What economic impact will this have in the City of San Antonio? To quote Michael Kaiser, President of the Kennedy Center in DC: “Political leaders [should know] that almost 6 million Americans are employed in the arts, that we are a main motivator of tourism and that we generate billions of dollars of economic activity. We are not just an effete interest group serving the elite. We are a potent sector of the economy in virtually every community, providing service to all Americans. Arts organizations can help build greater appreciation for our field by doing a better job of institutional marketing. If the work we did in our communities was more visible, it would be harder for political leaders to dismiss it.” Gov. Rick Perry’s speech at the Tobin Center on December 15, 2010 mentioned that Texas lost Boeing to Chicago because the cultural level was stronger there than in Texas—that was what was learned months later.
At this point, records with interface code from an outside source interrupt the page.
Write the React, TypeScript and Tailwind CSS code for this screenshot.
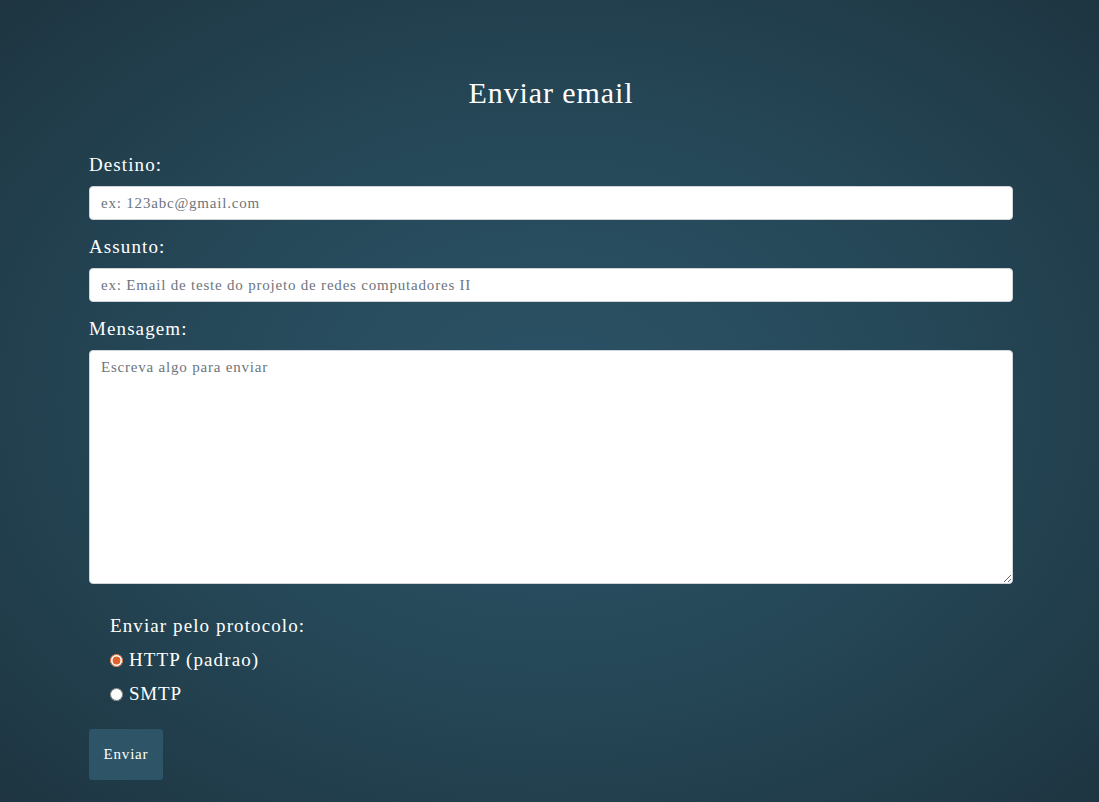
export default function App() {
  return (
    <div
      className="min-h-[802px] w-full bg-[radial-gradient(ellipse_at_center,#2b5366_0%,#264959_45%,#1e3541_100%)] text-white"
      style={{ fontFamily: '"Liberation Serif", "DejaVu Serif", serif' }}
    >
      <div className="ml-[89px] w-[924px] pt-[74px]">
        <h1 className="text-center text-[30px] leading-[38px] tracking-[0.9px]">Enviar email</h1>

        <form className="mt-[40px] flex flex-col">
          <label className="text-[19px] leading-[26px] tracking-[1.1px]">Destino:</label>
          <input
            type="email"
            placeholder="ex: 123abc@gmail.com"
            className="mt-[8px] h-[34px] w-full rounded-[4px] border border-[#ced4da] bg-white px-[11px] text-[15px] tracking-[0.8px] text-[#212529] placeholder:text-[#6c757d] outline-none"
          />

          <label className="mt-[14px] text-[19px] leading-[26px] tracking-[1.1px]">Assunto:</label>
          <input
            type="text"
            placeholder="ex: Email de teste do projeto de redes computadores II"
            className="mt-[8px] h-[34px] w-full rounded-[4px] border border-[#ced4da] bg-white px-[11px] text-[15px] tracking-[0.8px] text-[#212529] placeholder:text-[#6c757d] outline-none"
          />

          <label className="mt-[14px] text-[19px] leading-[26px] tracking-[1.1px]">Mensagem:</label>
          <textarea
            placeholder="Escreva algo para enviar"
            className="mt-[8px] h-[234px] w-full resize-y rounded-[4px] border border-[#ced4da] bg-white px-[11px] py-[5px] text-[15px] tracking-[0.8px] text-[#212529] placeholder:text-[#6c757d] outline-none"
          />

          <div className="mt-[29px] flex flex-col pl-[21px]">
            <span className="text-[19px] leading-[26px] tracking-[1.1px]">Enviar pelo protocolo:</span>
            <label className="mt-[8px] flex items-center gap-[6px] text-[19px] leading-[26px] tracking-[1.1px]">
              <input type="radio" name="proto" defaultChecked className="m-0 h-[13px] w-[13px] accent-[#e0622c]" />
              HTTP (padrao)
            </label>
            <label className="mt-[8px] flex items-center gap-[6px] text-[19px] leading-[26px] tracking-[0.8px]">
              <input type="radio" name="proto" className="m-0 h-[13px] w-[13px] accent-[#e0622c]" />
              SMTP
            </label>
          </div>

          <div className="mt-[22px]">
            <button
              type="button"
              className="h-[51px] w-[74px] rounded-[3px] bg-[#2d5567] text-[15px] tracking-[0.8px] text-white"
            >
              Enviar
            </button>
          </div>
        </form>
      </div>
    </div>
  );
}
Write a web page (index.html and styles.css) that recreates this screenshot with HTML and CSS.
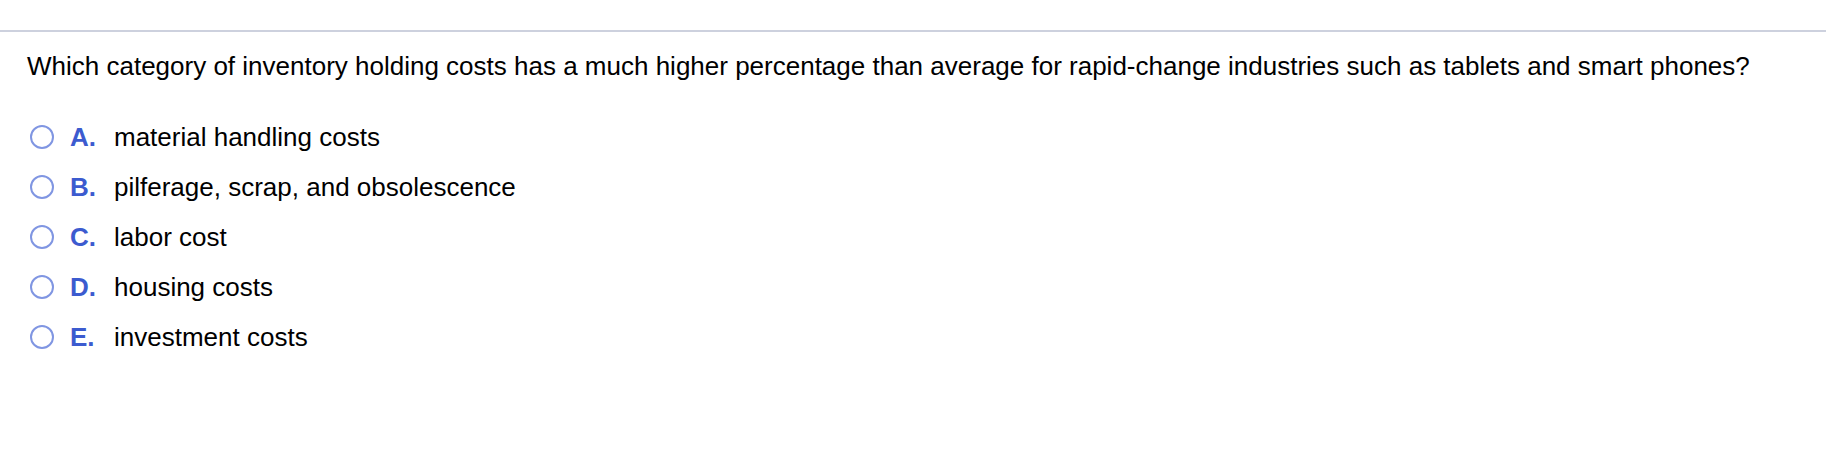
FILE: index.html
```html
<!DOCTYPE html>
<html>
<head>
<meta charset="utf-8">
<link rel="stylesheet" href="styles.css">
</head>
<body>
<div class="topbar"></div>
<div class="content">
  <p class="question">Which category of inventory holding costs has a much higher percentage than average for rapid-change industries such as tablets and smart phones?</p>
  <ul class="options">
    <li class="option"><span class="radio"></span><span class="letter">A.</span><span class="answer">material handling costs</span></li>
    <li class="option"><span class="radio"></span><span class="letter">B.</span><span class="answer">pilferage, scrap, and obsolescence</span></li>
    <li class="option"><span class="radio"></span><span class="letter">C.</span><span class="answer">labor cost</span></li>
    <li class="option"><span class="radio"></span><span class="letter">D.</span><span class="answer">housing costs</span></li>
    <li class="option"><span class="radio"></span><span class="letter">E.</span><span class="answer">investment costs</span></li>
  </ul>
</div>
</body>
</html>
```
FILE: styles.css
```css
html, body {
  margin: 0;
  padding: 0;
  background: #ffffff;
}
body {
  font-family: "Liberation Sans", Arial, Helvetica, sans-serif;
  color: #000000;
}
.topbar {
  height: 30px;
  border-bottom: 2px solid #cdd1de;
}
.content {
  padding: 18px 0 0 27px;
}
.question {
  margin: 0;
  font-size: 26px;
  line-height: 32px;
}
.options {
  list-style: none;
  margin: 30px 0 0 0;
  padding: 0;
}
.option {
  display: flex;
  align-items: center;
  height: 50px;
  font-size: 26px;
}
.radio {
  box-sizing: border-box;
  width: 24px;
  height: 24px;
  border: 2.5px solid #8096e2;
  border-radius: 50%;
  margin-left: 3px;
  flex: none;
}
.letter {
  width: 44px;
  margin-left: 16px;
  font-weight: bold;
  color: #3c5bcf;
  flex: none;
}
.answer {
  color: #000000;
}
```
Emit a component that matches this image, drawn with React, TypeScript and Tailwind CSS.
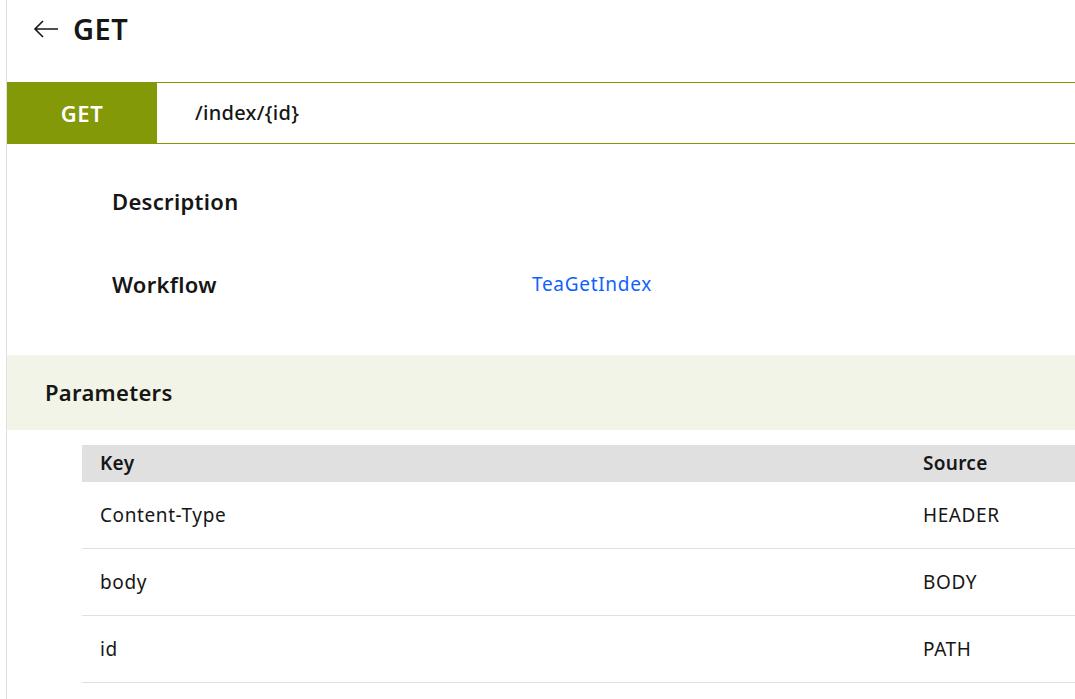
import React from 'react';

const params = [
  { key: 'Content-Type', source: 'HEADER' },
  { key: 'body', source: 'BODY' },
  { key: 'id', source: 'PATH' },
];

const font = { fontFamily: '"Noto Sans", "Open Sans", sans-serif' };

export default function App() {
  return (
    <div className="min-h-screen bg-white text-[#161616]" style={font}>
      <div className="ml-[6px] min-h-screen border-l border-[#e0e0e0]">
        {/* header */}
        <div className="flex h-[57px] items-center gap-[14px] pl-[26px]">
          <svg width="26" height="20" viewBox="0 0 26 20" fill="none" stroke="#161616" strokeWidth="1.6">
            <path d="M25 10H2M10 2L2 10l8 8" />
          </svg>
          <h1 className="text-[29px] font-semibold leading-none tracking-[0.5px]">GET</h1>
        </div>

        {/* endpoint bar */}
        <div className="mt-[25px] flex h-[62px]">
          <div className="flex w-[150px] items-center justify-center bg-[#839907] text-[22px] font-semibold tracking-[0.6px] text-white">
            GET
          </div>
          <div className="flex flex-1 items-center border-y border-[#839907] pl-[38px] text-[20px] font-medium tracking-[0.3px]">
            /index/{'{id}'}
          </div>
        </div>

        {/* details */}
        <div className="pb-[53px] pl-[105px] pt-[40px]">
          <div className="flex h-[35px] items-center">
            <div className="w-[420px] text-[22px] font-semibold tracking-[0.3px]">Description</div>
            <div />
          </div>
          <div className="mt-[48px] flex h-[35px] items-center">
            <div className="w-[420px] text-[22px] font-semibold tracking-[0.3px]">Workflow</div>
            <a className="text-[19px] tracking-[0.7px] text-[#0f62fe]">TeaGetIndex</a>
          </div>
        </div>

        {/* parameters */}
        <div className="flex h-[75px] items-center bg-[#f2f4e7] pl-[38px] text-[22px] font-semibold tracking-[0.3px]">
          Parameters
        </div>

        <div className="ml-[75px] mt-[15px]">
          <div className="flex h-[37px] items-center bg-[#e0e0e0] text-[19px] font-semibold tracking-[0.3px]">
            <div className="flex-1 pl-[18px]">Key</div>
            <div className="w-[152px]">Source</div>
          </div>
          {params.map((p) => (
            <div key={p.key} className="flex h-[67px] items-center border-b border-[#e0e0e0] text-[19px] tracking-[0.6px]">
              <div className="flex-1 pl-[18px]">{p.key}</div>
              <div className="w-[152px]">{p.source}</div>
            </div>
          ))}
        </div>
      </div>
    </div>
  );
}
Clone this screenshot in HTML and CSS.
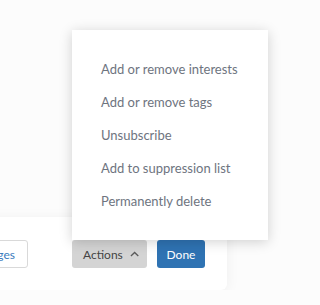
FILE: index.html
```html
<!DOCTYPE html>
<html lang="en">
<head>
    <meta charset="UTF-8">
    <meta name="viewport" content="width=device-width, initial-scale=1.0">
    <title>Contact actions</title>
    <link rel="stylesheet" href="styles.css">
</head>
<body>
    <div class="panel">
        <div class="panel-footer">
            <button class="btn btn-outline">Manage pages</button>
            <div class="footer-right">
                <div class="dropdown">
                    <ul class="dropdown-menu">
                        <li>Add or remove interests</li>
                        <li>Add or remove tags</li>
                        <li>Unsubscribe</li>
                        <li>Add to suppression list</li>
                        <li>Permanently delete</li>
                    </ul>
                    <button class="btn btn-gray">Actions
                        <svg class="chevron" width="10" height="6" viewBox="0 0 10 6"><path d="M1 5.2 L5 1.3 L9 5.2" fill="none" stroke="#5a5a5a" stroke-width="1.4"/></svg>
                    </button>
                </div>
                <button class="btn btn-primary">Done</button>
            </div>
        </div>
    </div>
</body>
</html>
```

FILE: styles.css
```css
body {
    margin: 0;
    padding: 0;
    background: #fcfcfc;
    font-family: 'Lato', 'Open Sans', sans-serif;
    color: #555;
    overflow: hidden;
}
.panel {
    margin: 217px 0 0 -100px;
    width: 327px;
    height: 73px;
    box-sizing: border-box;
    background: white;
    border-radius: 6px;
    box-shadow: 0 2px 14px rgba(0, 0, 0, 0.06);
    padding: 23px 22px 22px 0;
}
.panel-footer {
    display: flex;
    justify-content: space-between;
    align-items: center;
}
.footer-right {
    display: flex;
    gap: 10px;
}
.dropdown {
    position: relative;
}
.btn {
    height: 28px;
    border-radius: 3px;
    border: 0;
    font-family: inherit;
    font-size: 12px;
    padding: 0 12px;
    display: flex;
    align-items: center;
    gap: 7px;
}
.btn-outline {
    background: white;
    border: 1px solid #d9d9d9;
    color: #3a7bbd;
    width: 128px;
    justify-content: flex-end;
}
.btn-gray {
    background: #d4d4d4;
    color: #444;
    width: 75px;
    padding: 0 8px 0 11px;
}
.btn-primary {
    background: #2f73b3;
    color: white;
    width: 48px;
    justify-content: center;
}
.chevron {
    margin-top: -1px;
}
.dropdown-menu {
    position: absolute;
    left: 0;
    bottom: 28px;
    width: 196px;
    box-sizing: border-box;
    margin: 0;
    list-style: none;
    padding: 28px 0 28px 29px;
    background: white;
    box-shadow: 0 2px 12px rgba(0, 0, 0, 0.18);
    display: flex;
    flex-direction: column;
    gap: 11px;
}
.dropdown-menu li {
    line-height: 22px;
    font-size: 13px;
    color: #6e7480;
    white-space: nowrap;
}
```
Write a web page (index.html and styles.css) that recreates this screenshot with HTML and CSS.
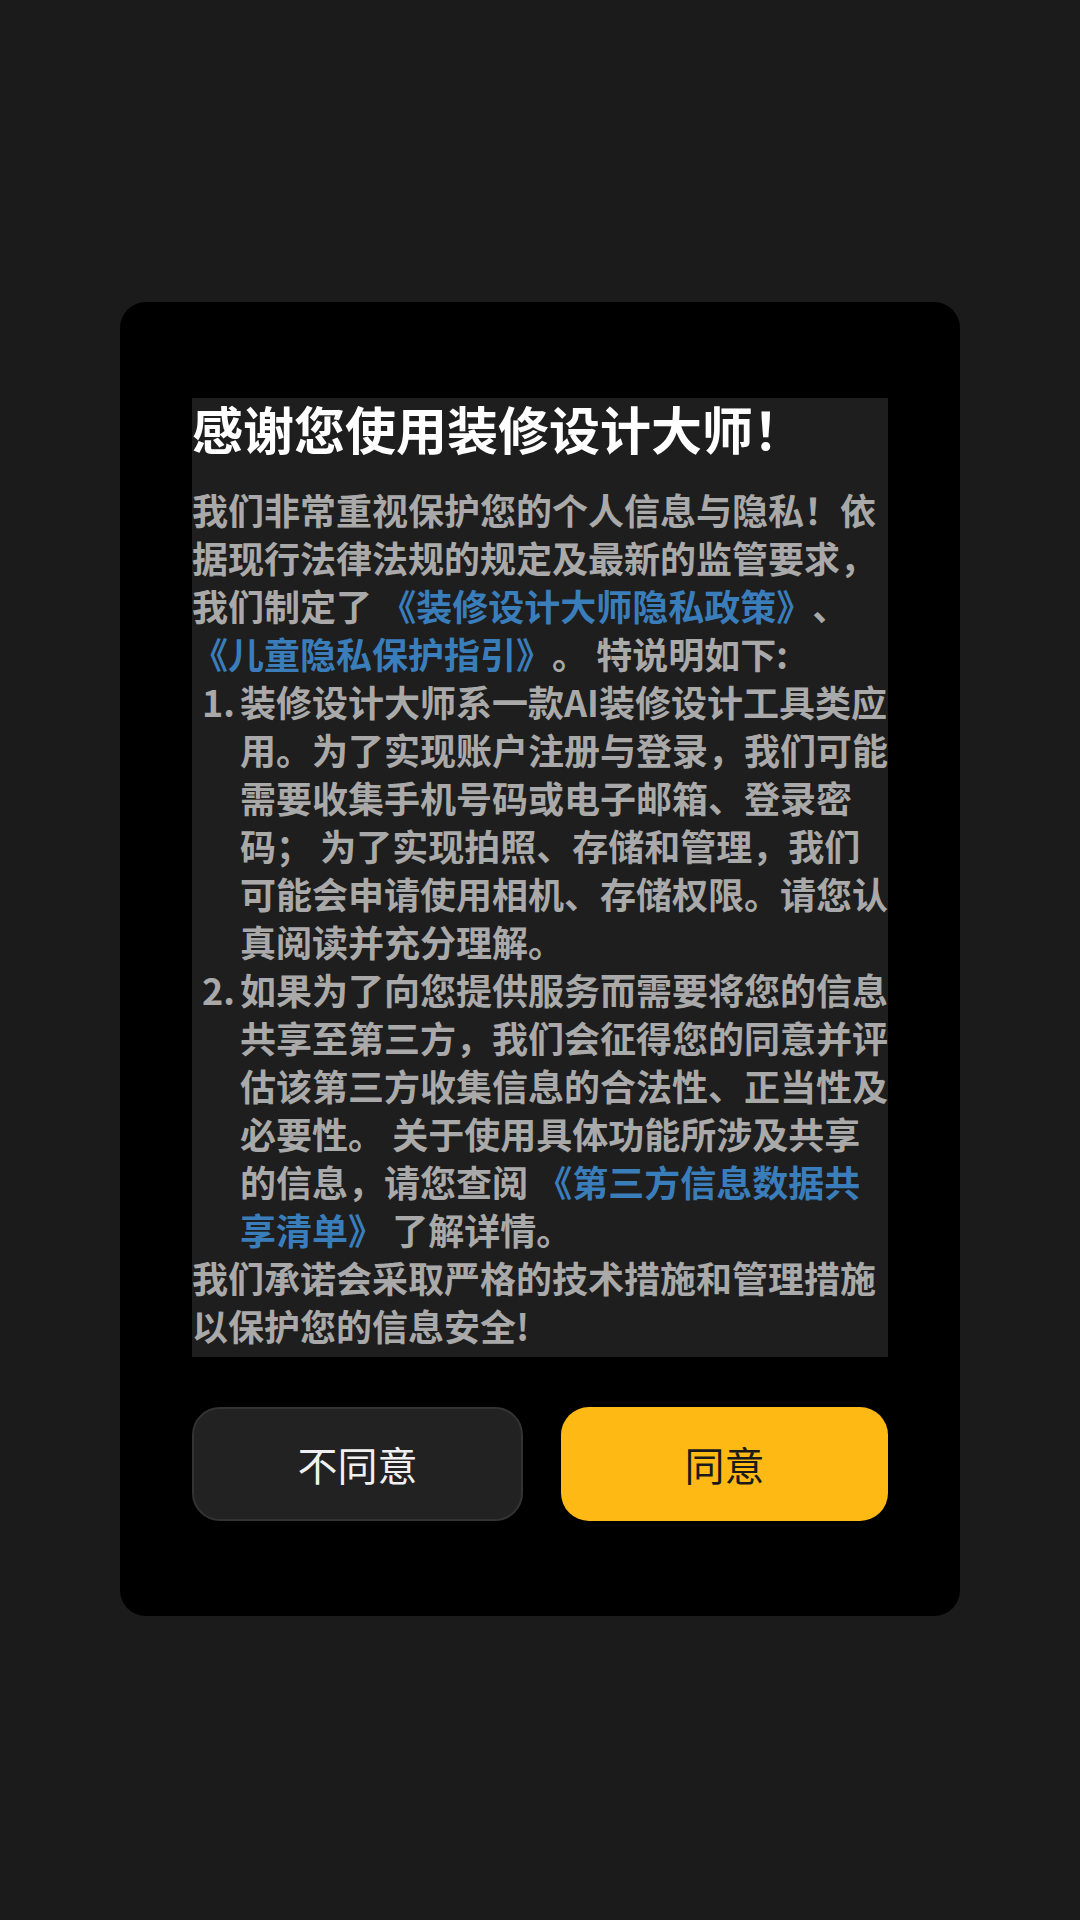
FILE: index.html
```html
<!DOCTYPE html>
<html lang="zh-CN">
<head>
<meta charset="utf-8">
<title>隐私政策</title>
<link rel="stylesheet" href="styles.css">
</head>
<body>
<div class="dialog">
  <div class="content">
    <h1 class="title">感谢您使用装修设计大师！</h1>
    <p class="para">我们非常重视保护您的个人信息与隐私！依据现行法律法规的规定及最新的监管要求，我们制定了 <span class="link">《装修设计大师隐私政策》</span>、<span class="link">《儿童隐私保护指引》</span>。 特说明如下:</p>
    <div class="item">
      <span class="num">1.</span>
      <span class="text">装修设计大师系一款AI装修设计工具类应用。为了实现账户注册与登录，我们可能需要收集手机号码或电子邮箱、登录密码； 为了实现拍照、存储和管理，我们可能会申请使用相机、存储权限。请您认真阅读并充分理解。</span>
    </div>
    <div class="item">
      <span class="num">2.</span>
      <span class="text">如果为了向您提供服务而需要将您的信息共享至第三方，我们会征得您的同意并评估该第三方收集信息的合法性、正当性及必要性。 关于使用具体功能所涉及共享的信息，请您查阅 <span class="link">《第三方信息数据共享清单》</span> 了解详情。</span>
    </div>
    <p class="para">我们承诺会采取严格的技术措施和管理措施以保护您的信息安全!</p>
  </div>
  <div class="actions">
    <button class="btn btn-disagree">不同意</button>
    <button class="btn btn-agree">同意</button>
  </div>
</div>
</body>
</html>
```
FILE: styles.css
```css
html, body {
  margin: 0;
  padding: 0;
}
body {
  width: 1080px;
  height: 1920px;
  background: #1b1b1b;
  font-family: "Noto Sans CJK SC", "Noto Sans", sans-serif;
  overflow: hidden;
  text-spacing-trim: space-all;
}
.dialog {
  box-sizing: border-box;
  width: 840px;
  margin: 302px 0 0 120px;
  padding: 96px 72px 95px;
  background: #000;
  border-radius: 26px;
  display: flex;
  flex-direction: column;
  gap: 50px;
}
.content {
  background: #1e1e1e;
  height: 959px;
  box-sizing: border-box;
  padding-bottom: 8px;
  display: flex;
  flex-direction: column;
}
.title {
  margin: 0 0 27px;
  font-size: 51px;
  line-height: 60px;
  font-weight: 700;
  color: #ffffff;
}
.para {
  margin: 0;
  font-size: 36px;
  line-height: 48px;
  font-weight: 700;
  color: #a9a9a9;
}
.link {
  color: #3a7dbb;
}
.item {
  display: flex;
  font-size: 36px;
  line-height: 48px;
  font-weight: 700;
  color: #a9a9a9;
}
.num {
  flex: 0 0 48px;
  box-sizing: border-box;
  padding-left: 10px;
}
.text {
  flex: 1;
}
.actions {
  display: flex;
  gap: 38px;
}
.btn {
  flex: 1;
  height: 114px;
  border-radius: 28px;
  font-family: "Noto Sans CJK SC", "Noto Sans", sans-serif;
  font-size: 40px;
  font-weight: 400;
  cursor: pointer;
  padding: 0;
}
.btn-disagree {
  background: #222222;
  border: 2px solid #333333;
  color: #f0f0f0;
}
.btn-agree {
  background: #ffb915;
  border: none;
  color: #1a1a1a;
}
```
Let San Antonio not miss future business opportunities! It’s time for our cultural level to compete with larger cities; after all, we are the 7th largest city in America!
How will this help the Tobin Center for the Performing Arts?
For the Tobin Center to succeed, it will need to be leased as many nights as possible by as many organizations as possible. COSA is a major organization and plans to have a handful of concerts per season at the Tobin Center, thereby contributing to its success and sustainability.
How does the Tobin Endowment feel about another orchestra? The Tobin Endowment, on its own initiative, underwrote the reception last November 9, 2010, to honor COSA’s inaugural Board of Directors. The attendance at the event was “standing-room only” and crowded beyond expectation with much energy and support. The Tobin Endowment continues to support COSA.
Does the Chamber Orchestra of San Antonio have the City’s support? Yes, COSA met with the Mayor and his Chief of Staff and received an endorsement from the City.
What is COSA doing to enhance the cultural landscape of San Antonio? COSA is leading the effort to form an umbrella cultural arts organization that will bring the cultural community together. This Arts Council has been endorsed by the Mayor and will “turn it over to the City” once the organizational structure and membership are in place. COSA feels that a collaborative Arts Council comprised of fine arts organizations, such as the symphony, opera, ballet, museums, theatres, and universities, can only help strengthen the visibility of San Antonio’s cultural scene to a level that not only benefits each organization but also provides a significant economic impact to this community, such as that seen in other large cities. By providing a vehicle to strengthen the fine arts, this Arts Council will have a strong economic impact on the City. COSA’s partnering with the City of San Antonio has helped release the synergistic energies of collaboration among the fine arts organizations, thereby increasing the success of each organization, as well as leading the way in the elevation of the fine arts in our community.